BRIEF — Print word for word the first line of the listing below and every line after it, through the line with "import React from". Leave out the pictures and the rest.
-.-.-
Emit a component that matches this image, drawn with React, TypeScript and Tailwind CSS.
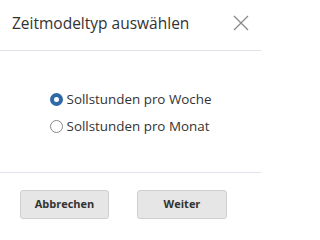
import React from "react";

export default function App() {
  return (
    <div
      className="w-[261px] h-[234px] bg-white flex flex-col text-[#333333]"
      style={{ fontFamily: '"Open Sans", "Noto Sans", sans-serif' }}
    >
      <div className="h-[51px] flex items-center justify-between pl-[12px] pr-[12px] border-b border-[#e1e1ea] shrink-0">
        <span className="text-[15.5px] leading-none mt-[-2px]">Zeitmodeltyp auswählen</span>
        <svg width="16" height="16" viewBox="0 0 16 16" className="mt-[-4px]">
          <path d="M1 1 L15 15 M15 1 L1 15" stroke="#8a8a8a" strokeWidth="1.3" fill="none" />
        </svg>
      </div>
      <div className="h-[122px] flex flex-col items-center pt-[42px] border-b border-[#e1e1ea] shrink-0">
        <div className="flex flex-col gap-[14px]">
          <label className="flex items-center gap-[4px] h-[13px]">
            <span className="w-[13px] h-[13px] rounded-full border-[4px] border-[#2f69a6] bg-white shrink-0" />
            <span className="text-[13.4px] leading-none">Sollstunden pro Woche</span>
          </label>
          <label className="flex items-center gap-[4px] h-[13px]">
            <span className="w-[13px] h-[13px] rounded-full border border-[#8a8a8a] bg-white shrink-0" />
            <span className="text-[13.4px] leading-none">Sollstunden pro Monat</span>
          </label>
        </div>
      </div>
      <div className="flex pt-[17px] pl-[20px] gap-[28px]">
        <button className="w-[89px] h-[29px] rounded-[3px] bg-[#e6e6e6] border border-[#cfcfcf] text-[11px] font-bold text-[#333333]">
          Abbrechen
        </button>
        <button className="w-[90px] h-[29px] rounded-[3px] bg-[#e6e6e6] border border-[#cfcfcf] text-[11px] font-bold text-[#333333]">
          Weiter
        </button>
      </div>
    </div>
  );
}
-.-.-
CORRECT OUTPUT —
Emit a component that matches this image, drawn with React, TypeScript and Tailwind CSS.
import React from "react";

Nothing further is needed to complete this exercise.